Moreover I don't know whether this use case is something that Table API aims to solve..

* Of course this could kill the REST endpoint if the number of users is very big ..because of this I'd like to keep the external state of source tables as an internal Flink state and then do a JOIN on the UserId. The problem here is that I need to "materialize" them using Debezium (or similar) via Kafka and dynamic tables..is there any example of keeping multiple tables synched with Flink state through Debezium (without the need of rewriting all the logic for managing UPDATE/INSERT/DELETE)?

On Mon, Jul 8, 2019 at 3:55 PM Hequn Cheng <[hidden email]> wrote:
Hi Flavio,

Nice to hear your ideas on Table API!

Could you be more specific about your requirements? A detailed scenario would be quite helpful. For example, do you want to emit multi records through the collector or do you want to use the timer?

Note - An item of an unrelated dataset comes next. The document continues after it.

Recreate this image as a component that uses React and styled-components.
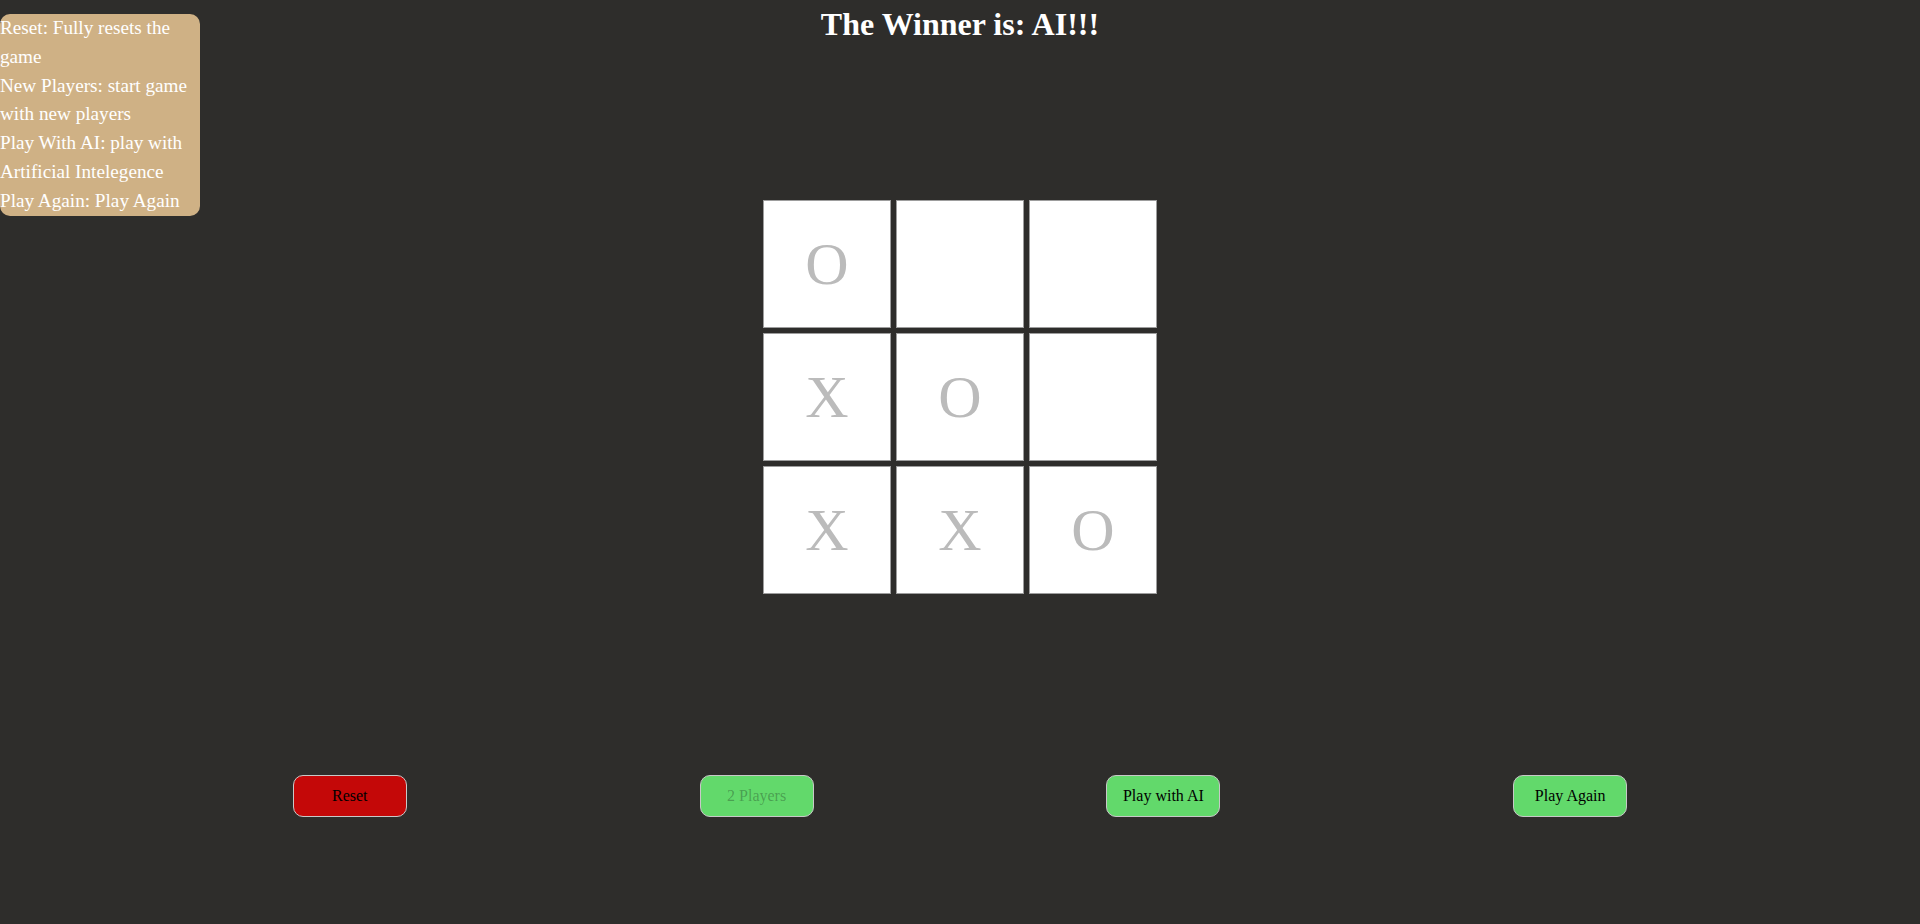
import React from 'react'
import styled, { createGlobalStyle } from 'styled-components'

const GlobalStyle = createGlobalStyle`
    html, body {
        margin: 0;
        padding: 0;
        background-color: #2e2d2b;
        font-family: 'Liberation Serif', 'Times New Roman', serif;
    }
`;

const Page = styled.div`
    position: relative;
    width: 100%;
    min-height: 924px;
    display: flex;
    flex-direction: column;
    align-items: center;
`;

const InfoPanel = styled.div`
    position: absolute;
    top: 14px;
    left: 0;
    width: 200px;
    background-color: #cfb185;
    border-radius: 10px;
    color: #fff;
    font-size: 19.2px;
    line-height: 28.8px;
`;

const Title = styled.h1`
    margin: 7px 0 0;
    font-size: 32px;
    line-height: 35px;
    font-weight: bold;
    color: #fff;
`;

const Board = styled.div`
    margin-top: 158px;
    display: grid;
    grid-template-columns: repeat(3, 128px);
    grid-auto-rows: 128px;
    gap: 5px;
`;

const Cell = styled.div`
    box-sizing: border-box;
    background-color: #fff;
    border: 1px solid #9d9d9d;
    display: flex;
    align-items: center;
    justify-content: center;
    font-size: 60px;
    color: #bbbbbb;
`;

const ButtonRow = styled.div`
    margin-top: 181px;
    width: 100%;
    display: flex;
    justify-content: space-evenly;
`;

const Button = styled.button`
    box-sizing: border-box;
    width: 114px;
    height: 42px;
    border: 1px solid #c8c8c8;
    border-radius: 10px;
    background-color: ${p => p.$danger ? '#c40808' : '#62d96b'};
    color: #000;
    font-family: 'Liberation Serif', 'Times New Roman', serif;
    font-size: 16px;
    padding: 0;
    cursor: pointer;

    &:disabled {
        color: rgba(16, 16, 16, 0.3);
        cursor: default;
    }
`;

const board = ['O', '', '', 'X', 'O', '', 'X', 'X', 'O'];

const App = () => {
    return (
        <Page>
            <GlobalStyle />
            <InfoPanel>
                Reset: Fully resets the game<br />
                New Players: start game with new players<br />
                Play With AI: play with Artificial Intelegence<br />
                Play Again: Play Again
            </InfoPanel>
            <Title>The Winner is: AI!!!</Title>
            <Board>
                {board.map((v, i) => (
                    <Cell key={i}>{v}</Cell>
                ))}
            </Board>
            <ButtonRow>
                <Button $danger>Reset</Button>
                <Button disabled>2 Players</Button>
                <Button>Play with AI</Button>
                <Button>Play Again</Button>
            </ButtonRow>
        </Page>
    )
}

export default App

BTW, Table API introduces flatAggregate recently(both non-window flatAggregate and window flatAggregate) and will be included in the near coming release-1.9. The flatAggregate can emit multi records for a single group. More details here[1][2].
Hope this can solve your problem.

Best, Hequn


On Mon, Jul 8, 2019 at 6:27 PM Flavio Pompermaier <[hidden email]> wrote:
Hi to all,
from what I understood a ProcessWindowFunction can only be used in the Streaming API.
Is there any plan to port them also in the Table API (in the near future)?
I'd like to do with Table API the equivalent of:

final DataStream<MyPojoEvent> events = env.addSource(src);
events.filter(e -> e.getCode() != null)
    .keyBy(event -> Integer.valueOf(event.getCode()))
    .window(TumblingProcessingTimeWindows.of(Time.minutes(1)))
    .process(new ProcessWindowFunction<MyPojoEvent, MyPojoEvent, Integer, TimeWindow>()              {.....});

Best,
Flavio




--
Flavio Pompermaier
Development Department

OKKAM S.r.l.
Tel. +(39) 0461 041809
Reply | Threaded
Open this post in threaded view
|

Re: Table API and ProcessWindowFunction

Hequn Cheng
Hi,

> Can you provide a pseudo-code example of how to implement this?
Processing time
If you use a TumblingProcessingTimeWindows.of(Time.seconds(1)), for each record, you get the timestamp from System.currentTimeMillis(), say t, and w_start = TimeWindow.getWindowStartWithOffset(t, 0, 1000), and w_end = w_start + 1000.

Event time
If you use a TumblingEventTimeWindows.of(Time.seconds(1)), for each record, get the timestamp from the corresponding timestamp field, say t, and get w_start and w_end same as above. 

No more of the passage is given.